Stated goal »
Lines containing the word "Tailwind" are to be located and copied.
==== Records for the exercise
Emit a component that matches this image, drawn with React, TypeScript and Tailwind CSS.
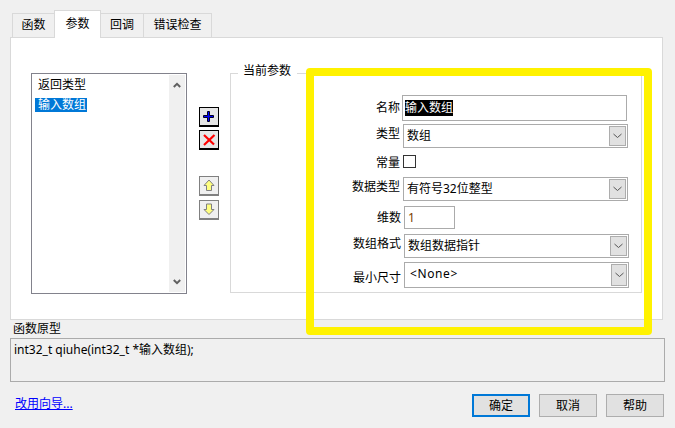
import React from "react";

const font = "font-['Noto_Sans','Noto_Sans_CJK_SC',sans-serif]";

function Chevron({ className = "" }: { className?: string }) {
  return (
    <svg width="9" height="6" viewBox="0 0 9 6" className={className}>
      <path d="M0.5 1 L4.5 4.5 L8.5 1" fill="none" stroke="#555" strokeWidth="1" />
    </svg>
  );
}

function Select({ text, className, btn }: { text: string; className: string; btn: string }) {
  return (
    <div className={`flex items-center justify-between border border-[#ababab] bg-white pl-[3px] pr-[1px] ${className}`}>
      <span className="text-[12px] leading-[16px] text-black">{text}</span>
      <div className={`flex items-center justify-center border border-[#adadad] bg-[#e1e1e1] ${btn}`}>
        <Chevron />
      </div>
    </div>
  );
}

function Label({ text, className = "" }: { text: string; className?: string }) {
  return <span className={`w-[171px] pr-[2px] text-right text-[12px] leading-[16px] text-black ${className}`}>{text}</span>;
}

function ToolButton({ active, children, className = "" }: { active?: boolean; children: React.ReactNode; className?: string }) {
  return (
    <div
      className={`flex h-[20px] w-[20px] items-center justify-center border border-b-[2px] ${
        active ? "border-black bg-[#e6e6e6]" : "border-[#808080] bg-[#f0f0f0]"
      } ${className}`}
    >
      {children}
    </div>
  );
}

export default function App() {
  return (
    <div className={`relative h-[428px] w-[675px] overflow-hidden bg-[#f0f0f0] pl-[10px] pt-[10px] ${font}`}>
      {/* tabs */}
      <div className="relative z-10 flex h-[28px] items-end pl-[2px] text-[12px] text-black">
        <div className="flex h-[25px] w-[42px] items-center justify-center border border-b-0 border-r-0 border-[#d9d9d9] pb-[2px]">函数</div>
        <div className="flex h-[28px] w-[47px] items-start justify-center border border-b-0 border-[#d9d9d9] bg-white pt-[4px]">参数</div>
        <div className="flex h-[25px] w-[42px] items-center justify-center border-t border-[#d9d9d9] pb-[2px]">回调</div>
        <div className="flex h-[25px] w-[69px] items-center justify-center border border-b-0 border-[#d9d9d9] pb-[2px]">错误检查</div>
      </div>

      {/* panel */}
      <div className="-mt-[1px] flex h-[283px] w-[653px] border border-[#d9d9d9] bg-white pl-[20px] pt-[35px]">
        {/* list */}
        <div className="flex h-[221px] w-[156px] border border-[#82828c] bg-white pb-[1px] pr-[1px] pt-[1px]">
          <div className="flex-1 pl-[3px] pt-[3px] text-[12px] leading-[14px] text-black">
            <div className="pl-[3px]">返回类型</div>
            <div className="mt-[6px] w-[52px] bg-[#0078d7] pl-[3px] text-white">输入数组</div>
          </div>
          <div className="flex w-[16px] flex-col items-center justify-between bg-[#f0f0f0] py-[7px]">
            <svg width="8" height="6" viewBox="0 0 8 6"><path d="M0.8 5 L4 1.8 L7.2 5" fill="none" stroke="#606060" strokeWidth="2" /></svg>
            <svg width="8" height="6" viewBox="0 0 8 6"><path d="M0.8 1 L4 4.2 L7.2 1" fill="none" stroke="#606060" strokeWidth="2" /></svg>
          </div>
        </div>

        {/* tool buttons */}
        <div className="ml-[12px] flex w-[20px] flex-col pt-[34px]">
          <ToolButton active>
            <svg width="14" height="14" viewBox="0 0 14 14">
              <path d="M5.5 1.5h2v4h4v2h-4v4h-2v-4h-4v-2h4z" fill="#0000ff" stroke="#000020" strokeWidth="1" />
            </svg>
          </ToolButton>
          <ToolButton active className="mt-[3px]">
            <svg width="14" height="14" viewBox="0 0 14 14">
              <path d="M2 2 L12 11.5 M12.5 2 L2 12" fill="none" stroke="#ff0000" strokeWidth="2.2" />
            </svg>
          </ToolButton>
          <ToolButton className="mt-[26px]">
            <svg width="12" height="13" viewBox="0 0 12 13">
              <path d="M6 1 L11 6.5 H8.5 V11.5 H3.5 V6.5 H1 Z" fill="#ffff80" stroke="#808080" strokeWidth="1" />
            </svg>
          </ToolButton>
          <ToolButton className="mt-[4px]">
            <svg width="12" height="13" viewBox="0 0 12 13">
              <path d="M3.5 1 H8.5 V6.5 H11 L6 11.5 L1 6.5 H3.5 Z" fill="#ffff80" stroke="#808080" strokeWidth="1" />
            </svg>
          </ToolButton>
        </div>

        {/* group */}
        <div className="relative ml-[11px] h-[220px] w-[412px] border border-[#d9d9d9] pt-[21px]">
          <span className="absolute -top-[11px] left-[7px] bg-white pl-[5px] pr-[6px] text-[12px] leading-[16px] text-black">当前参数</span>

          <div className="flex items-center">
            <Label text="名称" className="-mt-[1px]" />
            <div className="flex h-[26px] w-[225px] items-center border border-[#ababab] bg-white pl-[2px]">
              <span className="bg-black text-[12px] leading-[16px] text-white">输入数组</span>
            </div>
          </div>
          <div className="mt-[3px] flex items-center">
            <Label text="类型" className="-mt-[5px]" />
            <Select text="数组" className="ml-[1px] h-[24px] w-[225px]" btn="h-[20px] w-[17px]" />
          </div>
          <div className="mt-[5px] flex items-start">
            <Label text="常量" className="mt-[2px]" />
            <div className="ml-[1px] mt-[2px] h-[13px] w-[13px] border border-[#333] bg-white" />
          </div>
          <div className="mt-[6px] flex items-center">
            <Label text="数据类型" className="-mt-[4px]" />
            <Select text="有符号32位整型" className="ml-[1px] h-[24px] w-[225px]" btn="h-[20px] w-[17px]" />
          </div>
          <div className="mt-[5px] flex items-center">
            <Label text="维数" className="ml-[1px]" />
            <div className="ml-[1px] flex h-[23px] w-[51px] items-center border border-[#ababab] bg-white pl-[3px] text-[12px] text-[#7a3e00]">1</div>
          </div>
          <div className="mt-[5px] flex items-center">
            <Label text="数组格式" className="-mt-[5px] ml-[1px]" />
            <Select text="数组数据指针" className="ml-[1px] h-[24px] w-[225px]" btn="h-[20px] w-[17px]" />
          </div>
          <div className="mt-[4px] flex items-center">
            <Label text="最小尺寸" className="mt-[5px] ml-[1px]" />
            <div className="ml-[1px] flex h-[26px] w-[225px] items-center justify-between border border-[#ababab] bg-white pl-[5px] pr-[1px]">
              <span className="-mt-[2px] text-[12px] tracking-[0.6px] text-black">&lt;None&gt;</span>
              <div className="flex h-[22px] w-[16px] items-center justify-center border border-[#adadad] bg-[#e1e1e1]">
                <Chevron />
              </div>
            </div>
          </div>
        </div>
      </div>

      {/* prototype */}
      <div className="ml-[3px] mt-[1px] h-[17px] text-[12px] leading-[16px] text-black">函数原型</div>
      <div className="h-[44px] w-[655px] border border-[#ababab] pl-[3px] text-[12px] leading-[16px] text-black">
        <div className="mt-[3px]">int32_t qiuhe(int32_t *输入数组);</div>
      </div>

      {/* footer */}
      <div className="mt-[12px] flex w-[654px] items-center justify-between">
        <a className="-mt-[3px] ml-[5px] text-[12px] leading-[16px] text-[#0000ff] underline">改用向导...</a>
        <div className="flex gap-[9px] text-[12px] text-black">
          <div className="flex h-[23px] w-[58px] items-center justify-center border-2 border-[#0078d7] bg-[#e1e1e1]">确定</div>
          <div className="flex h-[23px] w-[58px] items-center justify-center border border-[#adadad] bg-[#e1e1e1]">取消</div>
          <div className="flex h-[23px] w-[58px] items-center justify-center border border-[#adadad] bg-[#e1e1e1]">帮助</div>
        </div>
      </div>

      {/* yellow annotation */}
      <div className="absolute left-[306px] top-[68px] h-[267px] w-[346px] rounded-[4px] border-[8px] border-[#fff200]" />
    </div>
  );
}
========
==== Records for the exercise
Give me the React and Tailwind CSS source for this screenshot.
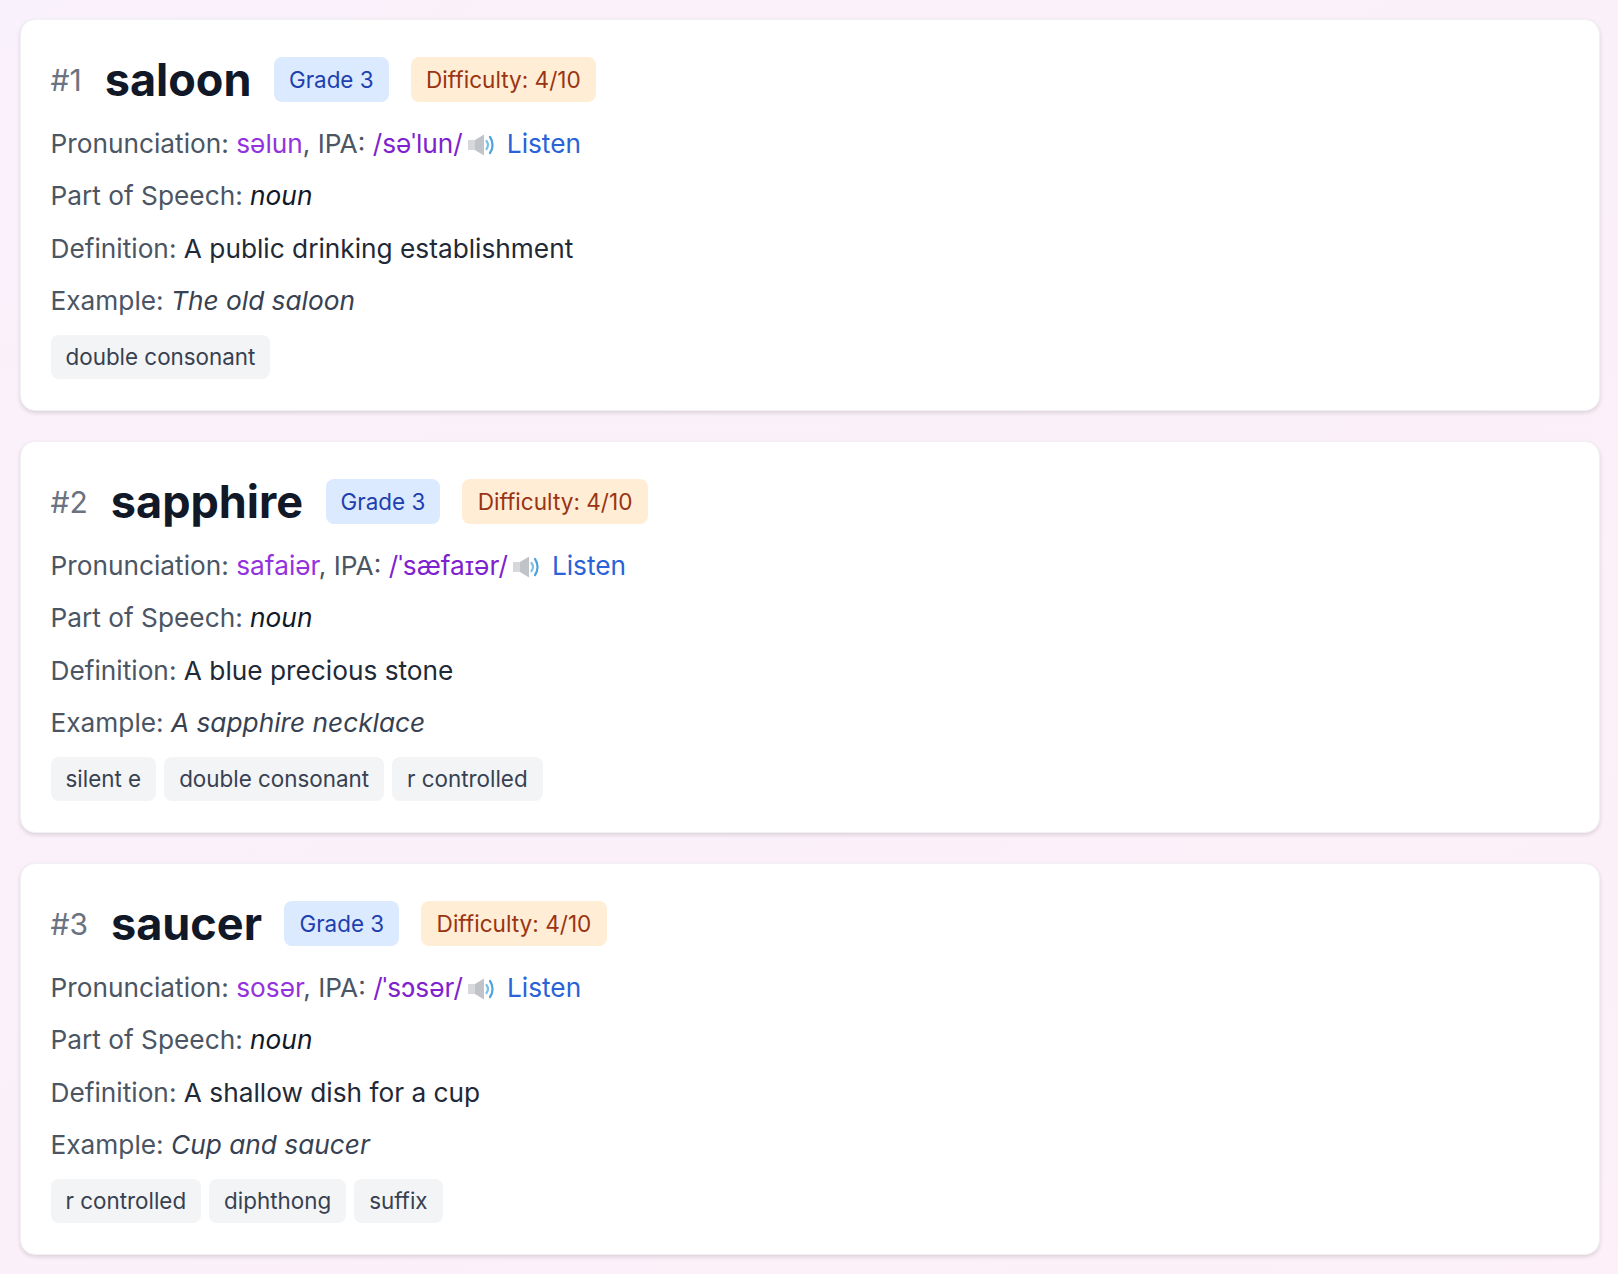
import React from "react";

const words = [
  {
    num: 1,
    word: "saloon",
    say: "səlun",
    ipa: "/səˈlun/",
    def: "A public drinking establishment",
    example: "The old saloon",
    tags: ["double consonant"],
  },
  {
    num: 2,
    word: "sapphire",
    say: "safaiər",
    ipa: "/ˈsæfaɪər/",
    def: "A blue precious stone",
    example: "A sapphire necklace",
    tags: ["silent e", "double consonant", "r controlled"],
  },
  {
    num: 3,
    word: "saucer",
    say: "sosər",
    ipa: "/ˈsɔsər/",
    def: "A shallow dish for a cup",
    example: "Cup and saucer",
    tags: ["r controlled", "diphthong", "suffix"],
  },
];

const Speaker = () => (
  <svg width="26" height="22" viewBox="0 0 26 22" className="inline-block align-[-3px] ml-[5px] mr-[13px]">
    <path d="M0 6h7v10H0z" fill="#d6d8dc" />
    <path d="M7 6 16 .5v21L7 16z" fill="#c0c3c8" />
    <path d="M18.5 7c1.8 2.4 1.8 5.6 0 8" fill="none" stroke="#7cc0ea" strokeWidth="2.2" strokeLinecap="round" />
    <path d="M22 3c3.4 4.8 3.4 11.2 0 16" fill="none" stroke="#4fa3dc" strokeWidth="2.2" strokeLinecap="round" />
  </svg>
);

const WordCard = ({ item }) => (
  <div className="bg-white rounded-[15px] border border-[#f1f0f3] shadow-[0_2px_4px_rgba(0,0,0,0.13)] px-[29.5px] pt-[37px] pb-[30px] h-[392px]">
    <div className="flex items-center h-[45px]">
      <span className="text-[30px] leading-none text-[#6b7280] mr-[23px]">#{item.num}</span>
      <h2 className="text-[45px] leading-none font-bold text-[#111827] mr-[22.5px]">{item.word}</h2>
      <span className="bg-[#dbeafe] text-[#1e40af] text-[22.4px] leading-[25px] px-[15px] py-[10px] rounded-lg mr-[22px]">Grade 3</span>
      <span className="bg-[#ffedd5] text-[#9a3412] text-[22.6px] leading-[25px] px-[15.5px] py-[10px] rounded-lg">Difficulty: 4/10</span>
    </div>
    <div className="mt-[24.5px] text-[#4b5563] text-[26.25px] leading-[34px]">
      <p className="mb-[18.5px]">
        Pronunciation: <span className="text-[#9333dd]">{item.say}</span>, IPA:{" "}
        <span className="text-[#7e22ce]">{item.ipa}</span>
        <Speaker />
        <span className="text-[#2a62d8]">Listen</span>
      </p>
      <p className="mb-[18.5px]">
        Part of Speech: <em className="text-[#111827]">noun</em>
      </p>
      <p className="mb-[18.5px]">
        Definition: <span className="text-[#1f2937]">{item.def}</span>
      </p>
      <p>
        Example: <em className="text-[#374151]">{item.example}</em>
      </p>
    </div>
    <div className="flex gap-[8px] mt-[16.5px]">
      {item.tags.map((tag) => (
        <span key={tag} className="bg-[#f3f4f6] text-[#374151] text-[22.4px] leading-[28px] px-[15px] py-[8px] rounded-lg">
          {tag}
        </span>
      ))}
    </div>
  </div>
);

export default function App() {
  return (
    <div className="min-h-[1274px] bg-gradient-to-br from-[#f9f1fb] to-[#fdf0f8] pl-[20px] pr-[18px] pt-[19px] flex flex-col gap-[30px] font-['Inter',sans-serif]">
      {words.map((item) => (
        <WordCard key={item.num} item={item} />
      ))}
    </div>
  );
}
========
==== Records for the exercise
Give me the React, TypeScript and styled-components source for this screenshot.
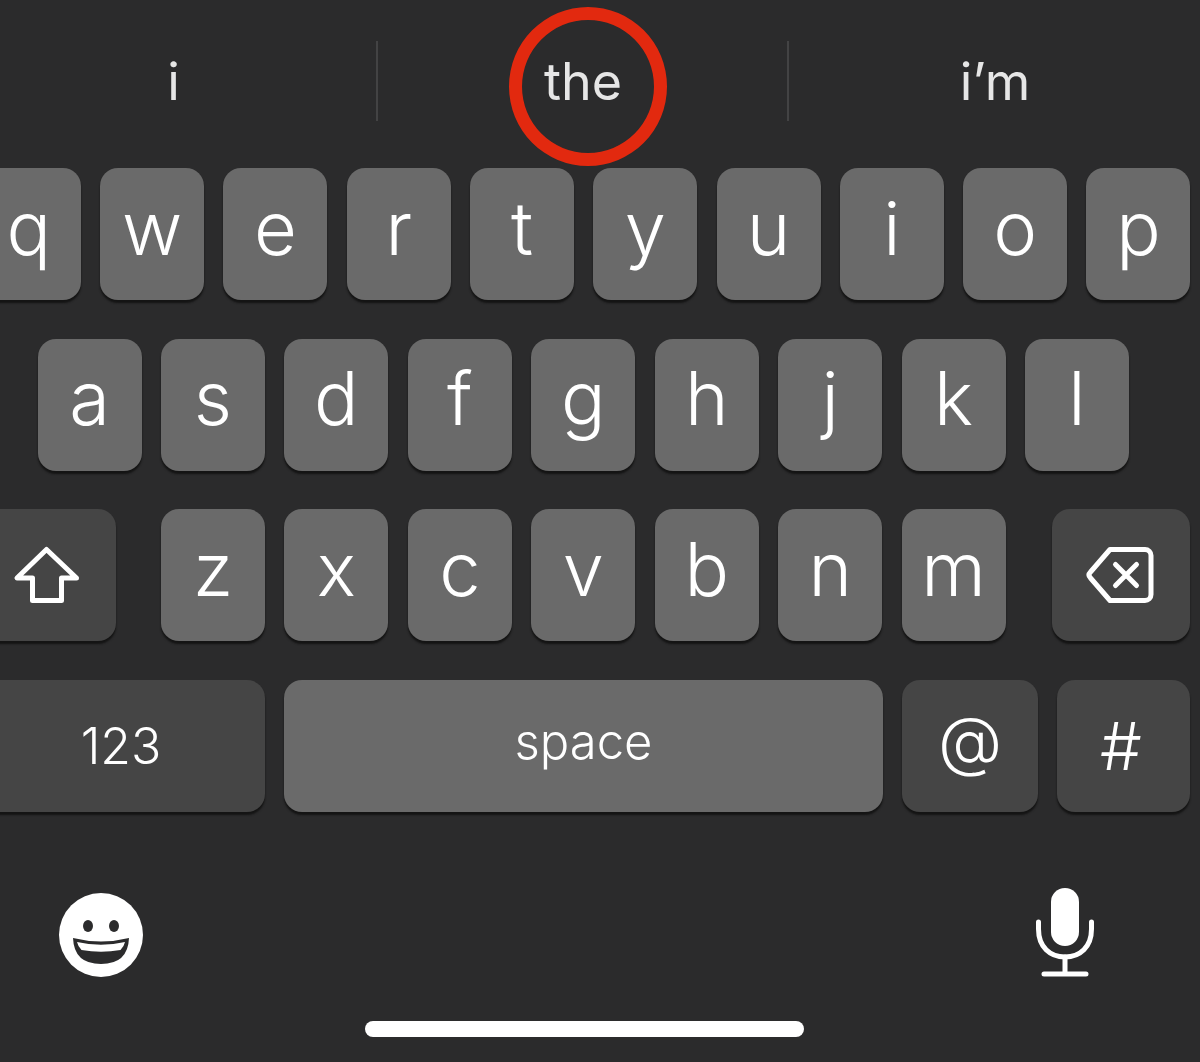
========
Exercise response »
Emit a component that matches this image, drawn with React, TypeScript and Tailwind CSS.
Give me the React and Tailwind CSS source for this screenshot.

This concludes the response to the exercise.